What is the right (or best) choice?

-- tsf

----------

## desultory

Highlight 'Network Packet Filtering (replace Ipchains)--->', press Enter.  You should be able to figure out the rest.

----------

## tsferreira

I did highlight  'Network Packet Filtering (replace Ipchains)--->' and pressed Enter, and then I got the two configuration choices I mentioned and about which I don't know what to do   :Sad: .

-- tsf

----------

## desultory

Select 'Network Packet Filtering (replace Ipchains)--->' press space, an asterisk will appear between the square brackets, then press Enter.

----------

## tsferreira

OK, now I get a huge number of choices to be made, and I don't know anything about them. Isn't there a simple way of saying I want the basic iptables?

----------

## pjp

Moved from Other Things Gentoo

----------

## desultory

What do you mean by 'basic iptables'?

Lacking matching modules (builtin or not) you will not really have that much at your disposal.  Unless you know what you are doing, it may well be best to just select everything that is not marked as experimental, find some package you can use to manage your iptables for you and just let it use what you happen to need at the time.

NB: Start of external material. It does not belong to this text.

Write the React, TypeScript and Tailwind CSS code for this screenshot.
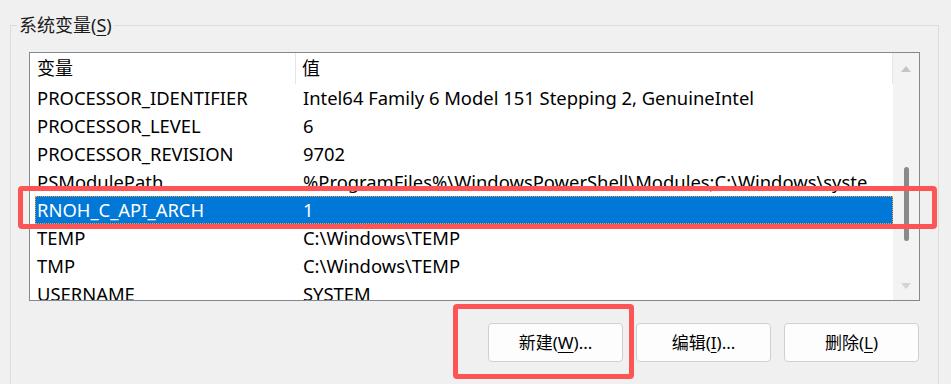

Edit: typo fix.Last edited by desultory on Fri Jan 06, 2006 6:40 pm; edited 1 time in total

----------

## kpep01

Once you've said "yes" to Network Packet Filtering, hit enter (which I think you've already done). While there are a few things that I've selected in this next menu that I probably don't need, what I do know that I need to do is to scroll down and select IP: Netfilter Configuration. You'll be greeted with an even longer menu of things that need to be compiled into the kernel to get anything worthwhile out of IPTables.

Myself, I selected almost everything (only two items in this menu were not selected). Some of the stuff I still need to learn to use, but, other things are needed to get the most out of IPTables.

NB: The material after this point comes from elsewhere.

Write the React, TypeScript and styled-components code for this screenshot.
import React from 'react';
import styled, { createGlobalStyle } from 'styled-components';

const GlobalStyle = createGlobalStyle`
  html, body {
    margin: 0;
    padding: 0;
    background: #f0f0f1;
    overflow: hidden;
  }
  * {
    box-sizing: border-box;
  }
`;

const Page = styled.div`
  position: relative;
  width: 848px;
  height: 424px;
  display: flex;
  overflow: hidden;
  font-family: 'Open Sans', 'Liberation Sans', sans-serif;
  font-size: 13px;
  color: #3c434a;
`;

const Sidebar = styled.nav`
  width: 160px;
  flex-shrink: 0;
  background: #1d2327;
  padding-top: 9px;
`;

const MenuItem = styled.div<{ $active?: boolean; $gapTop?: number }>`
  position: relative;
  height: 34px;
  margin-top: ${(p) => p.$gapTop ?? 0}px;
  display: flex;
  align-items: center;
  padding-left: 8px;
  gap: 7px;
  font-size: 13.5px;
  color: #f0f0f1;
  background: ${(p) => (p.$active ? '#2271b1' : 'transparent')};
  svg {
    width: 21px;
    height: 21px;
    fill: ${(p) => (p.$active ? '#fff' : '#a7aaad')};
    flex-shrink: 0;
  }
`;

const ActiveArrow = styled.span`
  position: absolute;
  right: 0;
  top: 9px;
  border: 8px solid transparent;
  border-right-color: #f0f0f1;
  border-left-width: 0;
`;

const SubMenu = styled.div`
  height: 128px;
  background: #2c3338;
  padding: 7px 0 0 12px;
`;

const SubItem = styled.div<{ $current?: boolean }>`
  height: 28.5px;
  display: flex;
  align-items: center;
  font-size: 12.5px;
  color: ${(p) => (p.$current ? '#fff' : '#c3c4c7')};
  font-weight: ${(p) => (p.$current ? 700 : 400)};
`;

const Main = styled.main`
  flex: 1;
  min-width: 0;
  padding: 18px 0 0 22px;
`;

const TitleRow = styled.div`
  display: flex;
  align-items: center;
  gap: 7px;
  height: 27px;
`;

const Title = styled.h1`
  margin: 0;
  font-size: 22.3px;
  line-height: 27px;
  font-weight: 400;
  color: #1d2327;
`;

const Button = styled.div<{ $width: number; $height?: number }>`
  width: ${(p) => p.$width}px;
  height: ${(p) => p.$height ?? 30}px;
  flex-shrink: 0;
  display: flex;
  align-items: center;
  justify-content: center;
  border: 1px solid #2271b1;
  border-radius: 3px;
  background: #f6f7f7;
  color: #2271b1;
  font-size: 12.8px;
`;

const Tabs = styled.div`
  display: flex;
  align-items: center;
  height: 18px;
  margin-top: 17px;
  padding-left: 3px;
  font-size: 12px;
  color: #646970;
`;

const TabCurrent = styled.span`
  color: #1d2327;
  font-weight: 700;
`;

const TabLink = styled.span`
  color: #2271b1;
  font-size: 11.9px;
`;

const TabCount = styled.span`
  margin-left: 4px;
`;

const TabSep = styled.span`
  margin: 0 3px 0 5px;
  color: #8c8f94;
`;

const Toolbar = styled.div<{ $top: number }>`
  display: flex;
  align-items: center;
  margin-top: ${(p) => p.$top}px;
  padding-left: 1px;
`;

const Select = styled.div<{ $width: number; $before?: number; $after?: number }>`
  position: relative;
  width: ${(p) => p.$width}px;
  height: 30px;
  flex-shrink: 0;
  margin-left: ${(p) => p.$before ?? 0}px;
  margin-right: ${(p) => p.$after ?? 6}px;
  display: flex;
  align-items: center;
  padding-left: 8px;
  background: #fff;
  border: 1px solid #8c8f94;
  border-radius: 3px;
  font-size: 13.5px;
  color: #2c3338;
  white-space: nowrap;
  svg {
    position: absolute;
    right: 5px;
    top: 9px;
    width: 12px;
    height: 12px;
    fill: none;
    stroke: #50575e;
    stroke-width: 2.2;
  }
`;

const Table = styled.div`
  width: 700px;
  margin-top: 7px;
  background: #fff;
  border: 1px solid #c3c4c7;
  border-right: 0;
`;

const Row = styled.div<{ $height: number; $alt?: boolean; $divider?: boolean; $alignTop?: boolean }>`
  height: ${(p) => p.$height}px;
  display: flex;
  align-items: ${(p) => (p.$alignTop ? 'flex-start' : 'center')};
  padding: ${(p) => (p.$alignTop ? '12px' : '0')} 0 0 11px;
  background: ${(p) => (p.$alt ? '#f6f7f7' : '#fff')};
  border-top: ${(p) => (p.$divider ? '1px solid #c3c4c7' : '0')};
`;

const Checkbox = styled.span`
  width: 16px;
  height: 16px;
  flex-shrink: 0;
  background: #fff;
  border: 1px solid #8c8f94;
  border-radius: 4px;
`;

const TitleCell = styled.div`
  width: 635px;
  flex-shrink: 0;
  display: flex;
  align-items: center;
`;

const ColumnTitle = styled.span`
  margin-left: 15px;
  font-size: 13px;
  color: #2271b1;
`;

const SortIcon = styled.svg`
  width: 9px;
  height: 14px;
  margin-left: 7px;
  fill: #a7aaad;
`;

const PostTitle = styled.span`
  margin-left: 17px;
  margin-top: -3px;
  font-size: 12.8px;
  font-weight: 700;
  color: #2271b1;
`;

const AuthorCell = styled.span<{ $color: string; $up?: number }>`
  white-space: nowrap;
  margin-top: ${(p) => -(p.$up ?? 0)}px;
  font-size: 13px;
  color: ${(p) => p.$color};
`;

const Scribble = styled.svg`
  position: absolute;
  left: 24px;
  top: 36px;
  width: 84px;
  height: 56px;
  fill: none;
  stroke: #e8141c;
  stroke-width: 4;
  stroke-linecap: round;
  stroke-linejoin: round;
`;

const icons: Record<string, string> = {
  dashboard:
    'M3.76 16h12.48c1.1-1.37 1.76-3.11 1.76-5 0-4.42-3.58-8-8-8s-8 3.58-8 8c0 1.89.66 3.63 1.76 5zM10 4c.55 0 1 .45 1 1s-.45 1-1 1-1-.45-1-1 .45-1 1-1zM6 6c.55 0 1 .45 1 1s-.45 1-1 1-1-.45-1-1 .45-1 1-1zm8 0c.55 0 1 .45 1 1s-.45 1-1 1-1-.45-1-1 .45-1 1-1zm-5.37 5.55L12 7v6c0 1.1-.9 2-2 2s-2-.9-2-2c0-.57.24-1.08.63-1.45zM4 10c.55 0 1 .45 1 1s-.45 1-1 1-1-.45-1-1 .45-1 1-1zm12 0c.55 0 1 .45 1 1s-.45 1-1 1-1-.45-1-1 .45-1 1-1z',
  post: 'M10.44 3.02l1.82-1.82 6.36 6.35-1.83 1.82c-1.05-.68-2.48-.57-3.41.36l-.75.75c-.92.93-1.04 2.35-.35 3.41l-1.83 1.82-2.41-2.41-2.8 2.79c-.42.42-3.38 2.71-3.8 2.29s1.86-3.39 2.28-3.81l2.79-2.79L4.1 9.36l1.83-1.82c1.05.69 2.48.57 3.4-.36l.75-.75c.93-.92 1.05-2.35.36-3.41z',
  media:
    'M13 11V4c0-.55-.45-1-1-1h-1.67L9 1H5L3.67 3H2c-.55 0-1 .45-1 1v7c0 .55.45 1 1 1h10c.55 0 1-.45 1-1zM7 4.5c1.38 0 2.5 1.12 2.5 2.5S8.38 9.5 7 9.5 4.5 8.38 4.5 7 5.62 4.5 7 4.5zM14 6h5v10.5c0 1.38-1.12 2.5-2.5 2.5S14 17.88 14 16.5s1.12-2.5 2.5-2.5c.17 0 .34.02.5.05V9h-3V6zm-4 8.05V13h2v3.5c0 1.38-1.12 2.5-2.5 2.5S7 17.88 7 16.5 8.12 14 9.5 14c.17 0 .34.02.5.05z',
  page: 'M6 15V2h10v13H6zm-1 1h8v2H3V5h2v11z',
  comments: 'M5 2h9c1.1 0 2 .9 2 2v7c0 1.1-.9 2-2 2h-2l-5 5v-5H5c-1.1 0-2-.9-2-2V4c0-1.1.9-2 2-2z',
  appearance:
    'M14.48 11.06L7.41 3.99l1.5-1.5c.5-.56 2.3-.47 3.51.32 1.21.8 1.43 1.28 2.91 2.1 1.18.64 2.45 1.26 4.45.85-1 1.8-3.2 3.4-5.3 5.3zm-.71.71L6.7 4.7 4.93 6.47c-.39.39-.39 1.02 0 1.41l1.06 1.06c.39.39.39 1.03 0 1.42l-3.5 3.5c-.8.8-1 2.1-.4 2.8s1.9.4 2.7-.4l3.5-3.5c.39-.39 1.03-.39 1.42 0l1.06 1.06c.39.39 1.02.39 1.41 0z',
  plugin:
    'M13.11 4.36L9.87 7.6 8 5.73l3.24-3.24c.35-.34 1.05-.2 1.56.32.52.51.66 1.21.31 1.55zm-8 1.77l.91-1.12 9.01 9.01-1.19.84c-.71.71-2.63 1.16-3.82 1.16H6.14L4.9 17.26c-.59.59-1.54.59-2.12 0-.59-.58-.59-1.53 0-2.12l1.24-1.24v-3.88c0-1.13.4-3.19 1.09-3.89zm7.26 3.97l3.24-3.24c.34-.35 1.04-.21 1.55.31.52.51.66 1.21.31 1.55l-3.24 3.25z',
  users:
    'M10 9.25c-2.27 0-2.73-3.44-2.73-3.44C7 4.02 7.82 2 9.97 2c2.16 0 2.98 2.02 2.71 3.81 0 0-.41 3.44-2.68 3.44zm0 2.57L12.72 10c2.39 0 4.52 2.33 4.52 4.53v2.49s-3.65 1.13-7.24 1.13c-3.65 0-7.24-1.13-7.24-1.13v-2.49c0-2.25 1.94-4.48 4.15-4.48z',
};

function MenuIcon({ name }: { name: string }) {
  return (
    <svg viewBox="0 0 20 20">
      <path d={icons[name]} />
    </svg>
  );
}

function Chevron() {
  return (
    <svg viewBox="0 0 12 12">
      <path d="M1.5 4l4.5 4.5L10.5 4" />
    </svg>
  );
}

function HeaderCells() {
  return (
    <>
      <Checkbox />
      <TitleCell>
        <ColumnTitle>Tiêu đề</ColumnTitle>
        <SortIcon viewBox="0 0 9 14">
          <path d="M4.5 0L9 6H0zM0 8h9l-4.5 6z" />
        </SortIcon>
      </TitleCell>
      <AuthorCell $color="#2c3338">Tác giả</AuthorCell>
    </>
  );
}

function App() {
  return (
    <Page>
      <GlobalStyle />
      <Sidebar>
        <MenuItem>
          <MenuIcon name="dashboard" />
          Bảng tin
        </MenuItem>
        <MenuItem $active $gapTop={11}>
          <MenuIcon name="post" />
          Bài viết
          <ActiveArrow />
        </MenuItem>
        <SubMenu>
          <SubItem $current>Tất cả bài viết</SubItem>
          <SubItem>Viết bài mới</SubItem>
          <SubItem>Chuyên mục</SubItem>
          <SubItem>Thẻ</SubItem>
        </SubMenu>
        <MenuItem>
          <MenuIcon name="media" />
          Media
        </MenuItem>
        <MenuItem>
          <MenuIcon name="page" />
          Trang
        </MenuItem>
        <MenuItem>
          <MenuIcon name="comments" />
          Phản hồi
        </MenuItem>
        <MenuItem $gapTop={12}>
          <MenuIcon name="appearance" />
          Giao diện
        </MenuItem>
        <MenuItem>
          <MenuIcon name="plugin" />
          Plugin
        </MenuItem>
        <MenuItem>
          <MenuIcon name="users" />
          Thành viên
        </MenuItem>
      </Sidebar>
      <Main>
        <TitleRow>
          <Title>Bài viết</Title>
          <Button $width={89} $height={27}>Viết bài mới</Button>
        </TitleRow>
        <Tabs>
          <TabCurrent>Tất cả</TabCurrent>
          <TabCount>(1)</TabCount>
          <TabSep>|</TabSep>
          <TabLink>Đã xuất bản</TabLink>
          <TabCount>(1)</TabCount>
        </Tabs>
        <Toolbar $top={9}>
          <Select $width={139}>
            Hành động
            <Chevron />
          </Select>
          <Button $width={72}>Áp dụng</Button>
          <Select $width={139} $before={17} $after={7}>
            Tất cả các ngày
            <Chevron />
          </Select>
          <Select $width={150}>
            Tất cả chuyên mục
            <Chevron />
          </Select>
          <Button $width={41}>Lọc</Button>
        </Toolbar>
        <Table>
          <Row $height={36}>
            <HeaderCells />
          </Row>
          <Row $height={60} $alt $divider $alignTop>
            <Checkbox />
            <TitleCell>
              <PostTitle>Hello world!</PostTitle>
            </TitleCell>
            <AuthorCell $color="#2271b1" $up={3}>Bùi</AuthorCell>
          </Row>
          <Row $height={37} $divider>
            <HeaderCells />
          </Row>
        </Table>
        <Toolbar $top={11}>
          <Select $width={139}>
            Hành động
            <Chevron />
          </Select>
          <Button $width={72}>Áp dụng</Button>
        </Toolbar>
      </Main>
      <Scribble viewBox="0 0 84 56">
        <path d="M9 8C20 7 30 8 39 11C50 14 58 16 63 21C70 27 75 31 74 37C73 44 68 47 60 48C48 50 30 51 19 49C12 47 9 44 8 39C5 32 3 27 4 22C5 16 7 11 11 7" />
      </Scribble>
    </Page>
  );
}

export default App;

Once you've finished this, compiled the new kernel, etc. (and of course, rebooted the box using the new kernel configuration) you'll be able to start playing with IPTables.

There really is no such thing as a "basic IPTables." Just because the kernel is configured and IPTables emerged doesn't mean that you don't still have to set your firewall rules. With no firewall rules set, you'll have no firewall under IPTables.

I'm a newbie myself, but, IPTables was one of the first things I tackled learning. Though it's a bit out of date, one of the best sources for learning how to set up Netfilter rules (in my own estimation) is found at http://www.linuxsecurity.com/resource_files/firewalls/IPTables-Tutorial/iptables-tutorial.html.

I'm reasonably sure I have decent firewall rules, since I never find anything weird when reviewing tripwire reports, nor any of the other various logs I have available to insure security. Someday, though, it would be fun to have someone more knowledgable than myself take a look at my rules so that I can perhaps find out what I'm missing and where I've left myself exposed.

Configuring the kernal for Netfilter is the easy part. Setting the firewall rules takes some time and some study.

In the interim, you might want to consider emerging a decent "boxed" firewall to insure that you have some protection. Also, a good integrity checker such as Tripwire will add some measure of protectioning your system against poorly written rules (self-configured or otherwise).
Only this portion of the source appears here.